U.S. District Judge James Parker found that church members’ rights under the federal Religious Freedom Restoration Act were being violated by withholding the tea.
Jeffrey Bronfman, president of O Centro Espirita Beneficiente Uniao do Vegetal, or UDV, sued the U.S. Department of Justice after the Customs Bureau and the Drug Enforcement Agency seized 30 gallons (114 liters) of hoasca tea from his Santa Fe office in 1999. No one was arrested in the raid.
UDV used to hold ceremonies near Bronfman’s home southeast of Santa Fe, where members consumed the tea that contains N.N. dimethyltryptamine, or DMT, a controlled substance.
The tea is brewed from plants found only in the Amazon River Basin. The religion originated in Brazil and its U.S. operations are based in Santa Fe.

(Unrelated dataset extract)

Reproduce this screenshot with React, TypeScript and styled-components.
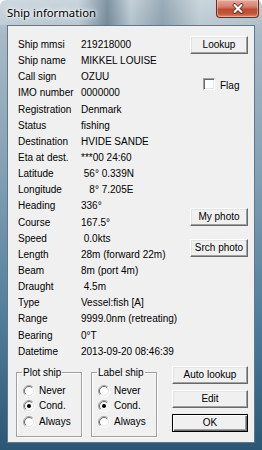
import React from 'react'
import styled, { createGlobalStyle } from 'styled-components'

const GlobalStyle = createGlobalStyle`
	html, body {
		margin: 0;
		padding: 0;
		background: #fff;
	}
	body {
		width: 262px;
		height: 450px;
		overflow: hidden;
	}
`

const Window = styled.div`
	width: 262px;
	height: 450px;
	box-sizing: border-box;
	display: flex;
	flex-direction: column;
	border-radius: 6px 6px 0 0;
	background:
		linear-gradient(90deg,
			rgba(255, 255, 255, 0.2) 0%,
			rgba(255, 255, 255, 0.12) 30%,
			rgba(30, 60, 80, 0.4) 41%,
			rgba(255, 255, 255, 0.05) 50%,
			rgba(40, 70, 90, 0.25) 62%,
			rgba(255, 255, 255, 0.15) 76%,
			rgba(255, 255, 255, 0) 100%) top / 100% 25px no-repeat,
		linear-gradient(180deg, #c2cfd8 0%, #a7b9c6 8%, #84a0b4 38%, #4f7c9a 72%, #2b5775 100%);
`

const TitleBar = styled.div`
	height: 25px;
	flex-shrink: 0;
	display: flex;
	align-items: flex-start;
`

const Title = styled.div`
	padding: 5px 0 0 7px;
	font-family: 'Noto Sans', sans-serif;
	font-size: 11.3px;
	line-height: 15px;
	color: #000;
	text-shadow: 0 0 5px #fff, 0 0 3px #fff, 0 0 8px rgba(255, 255, 255, 0.8);
`

const CloseButton = styled.div`
	margin-left: auto;
	margin-right: 3px;
	width: 43px;
	height: 18px;
	box-sizing: border-box;
	display: flex;
	align-items: center;
	justify-content: center;
	border: 1px solid #6e2a20;
	border-top: none;
	border-radius: 0 0 4px 4px;
	background: linear-gradient(180deg, #e2a99c 0%, #d6806e 40%, #c04a34 55%, #c45636 80%, #dc8a70 100%);
	box-shadow: inset 0 0 0 1px rgba(255, 220, 210, 0.45);
`

const Client = styled.div`
	flex: 1;
	margin: 0 7px 7px;
	background: #f0f0f0;
	border: 1px solid #61788a;
	display: flex;
	flex-direction: column;
	font-family: 'Liberation Sans', Arial, sans-serif;
	font-size: 10px;
	color: #000;
`

const Top = styled.div`
	display: flex;
`

const FieldTable = styled.div`
	margin: 11px 0 0 10px;
	width: 172px;
	display: grid;
	grid-template-columns: 63px 1fr;
	grid-auto-rows: 16.15px;
	align-items: center;
`

const Label = styled.div`
	line-height: 12px;
	white-space: nowrap;
`

const Value = styled.div`
	line-height: 12px;
	white-space: pre;
`

const SideCol = styled.div`
	width: 58px;
	display: flex;
	flex-direction: column;
`

const Button = styled.div<{ $top?: number; $default?: boolean }>`
	margin-top: ${p => p.$top ?? 0}px;
	height: 18px;
	box-sizing: border-box;
	display: flex;
	align-items: center;
	justify-content: center;
	background: #f0f0f0;
	line-height: 12px;
	white-space: nowrap;
	border: 1px solid;
	border-color: ${p => (p.$default ? '#000' : '#fff #696969 #696969 #fff')};
	box-shadow: ${p =>
		p.$default
			? 'inset 1px 1px 0 #fff, inset -1px -1px 0 #696969, inset -2px -2px 0 #a0a0a0'
			: 'inset -1px -1px 0 #a0a0a0, inset 1px 1px 0 #e3e3e3'};
`

const FlagRow = styled.div`
	margin: 24px 0 0 13px;
	display: flex;
	align-items: center;
	gap: 5px;
	height: 12px;
`

const CheckBox = styled.span`
	width: 12px;
	height: 12px;
	box-sizing: border-box;
	background: #fff;
	border: 1px solid;
	border-color: #a0a0a0 #fff #fff #a0a0a0;
	box-shadow: inset 1px 1px 0 #696969, inset -1px -1px 0 #e3e3e3;
`

const FlagText = styled.span`
	line-height: 12px;
	padding-top: 3px;
`

const Bottom = styled.div`
	display: flex;
	margin-top: 6px;
	padding-left: 8px;
`

const GroupBox = styled.fieldset<{ $gap?: number }>`
	margin: 1px 0 0 ${p => p.$gap ?? 0}px;
	width: 66px;
	height: 70px;
	box-sizing: border-box;
	padding: 4px 0 0 6px;
	border: 1px solid #a0a0a0;
	box-shadow: inset 1px 1px 0 #fff, 1px 1px 0 #fff;
	min-inline-size: 0;
`

const Legend = styled.legend`
	padding: 0 1px;
	margin-left: -1px;
	line-height: 12px;
`

const RadioRow = styled.div`
	height: 15.5px;
	display: flex;
	align-items: center;
	gap: 4px;
	line-height: 12px;
`

const ButtonStack = styled.div`
	margin-left: 15px;
	width: 76px;
	display: flex;
	flex-direction: column;
	gap: 6px;
`

const Radio = ({ checked }: { checked?: boolean }) => (
	<svg width="12" height="12" viewBox="0 0 12 12">
		<circle cx="6" cy="6" r="5.5" fill="#fff" />
		<path d="M2.1 9.9 A5.5 5.5 0 0 1 9.9 2.1" stroke="#a0a0a0" fill="none" />
		<path d="M9.9 2.1 A5.5 5.5 0 0 1 2.1 9.9" stroke="#fff" fill="none" />
		<path d="M2.8 9.2 A4.5 4.5 0 0 1 9.2 2.8" stroke="#696969" fill="none" />
		<path d="M9.2 2.8 A4.5 4.5 0 0 1 2.8 9.2" stroke="#e3e3e3" fill="none" />
		{checked && <circle cx="6" cy="6" r="2" fill="#000" />}
	</svg>
)

const CloseGlyph = () => (
	<svg width="12" height="11" viewBox="0 0 12 11">
		<path d="M2.5 2 L9.5 9 M9.5 2 L2.5 9" stroke="#5a1a10" strokeWidth="3.6" strokeLinecap="round" />
		<path d="M2.5 2 L9.5 9 M9.5 2 L2.5 9" stroke="#fff" strokeWidth="2.2" strokeLinecap="round" />
	</svg>
)

const fields: [string, string][] = [
	['Ship mmsi', '219218000'],
	['Ship name', 'MIKKEL LOUISE'],
	['Call sign', 'OZUU'],
	['IMO number', '0000000'],
	['Registration', 'Denmark'],
	['Status', 'fishing'],
	['Destination', 'HVIDE SANDE'],
	['Eta at dest.', '***00 24:60'],
	['Latitude', ' 56° 0.339N'],
	['Longitude', '   8° 7.205E'],
	['Heading', '336°'],
	['Course', '167.5°'],
	['Speed', ' 0.0kts'],
	['Length', '28m (forward 22m)'],
	['Beam', '8m (port 4m)'],
	['Draught', ' 4.5m'],
	['Type', 'Vessel:fish [A]'],
	['Range', '9999.0nm (retreating)'],
	['Bearing', '0°T'],
	['Datetime', '2013-09-20 08:46:39'],
]

const options = ['Never', 'Cond.', 'Always']

const RadioGroup = ({ title, gap }: { title: string; gap?: number }) => (
	<GroupBox $gap={gap}>
		<Legend>{title}</Legend>
		{options.map(o => (
			<RadioRow key={o}>
				<Radio checked={o === 'Cond.'} />
				<span>{o}</span>
			</RadioRow>
		))}
	</GroupBox>
)

const App = () => (
	<>
		<GlobalStyle />
		<Window>
			<TitleBar>
				<Title>Ship information</Title>
				<CloseButton>
					<CloseGlyph />
				</CloseButton>
			</TitleBar>
			<Client>
				<Top>
					<FieldTable>
						{fields.map(([l, v]) => (
							<React.Fragment key={l}>
								<Label>{l}</Label>
								<Value>{v}</Value>
							</React.Fragment>
						))}
					</FieldTable>
					<SideCol>
						<Button $top={10}>Lookup</Button>
						<FlagRow>
							<CheckBox />
							<FlagText>Flag</FlagText>
						</FlagRow>
						<Button $top={118}>My photo</Button>
						<Button $top={13}>Srch photo</Button>
					</SideCol>
				</Top>
				<Bottom>
					<RadioGroup title="Plot ship" />
					<RadioGroup title="Label ship" gap={9} />
					<ButtonStack>
						<Button>Auto lookup</Button>
						<Button>Edit</Button>
						<Button $default>OK</Button>
					</ButtonStack>
				</Bottom>
			</Client>
		</Window>
	</>
)

export default App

In a 61-page opinion written Aug. 12, Parker rejected freedom of religion and equal protection claims raised by the church.
But he found that the government had failed to prove that the tea was dangerous.
Parker granted the UDV a preliminary injunction, but U.S. Justice Department lawyers could seek a stay while they appeal the case. It was not immediately clear whether government attorneys would appeal.
Both sides will meet Sept. 3 in the federal court in Albuquerque to determine how the religious group would be compensated.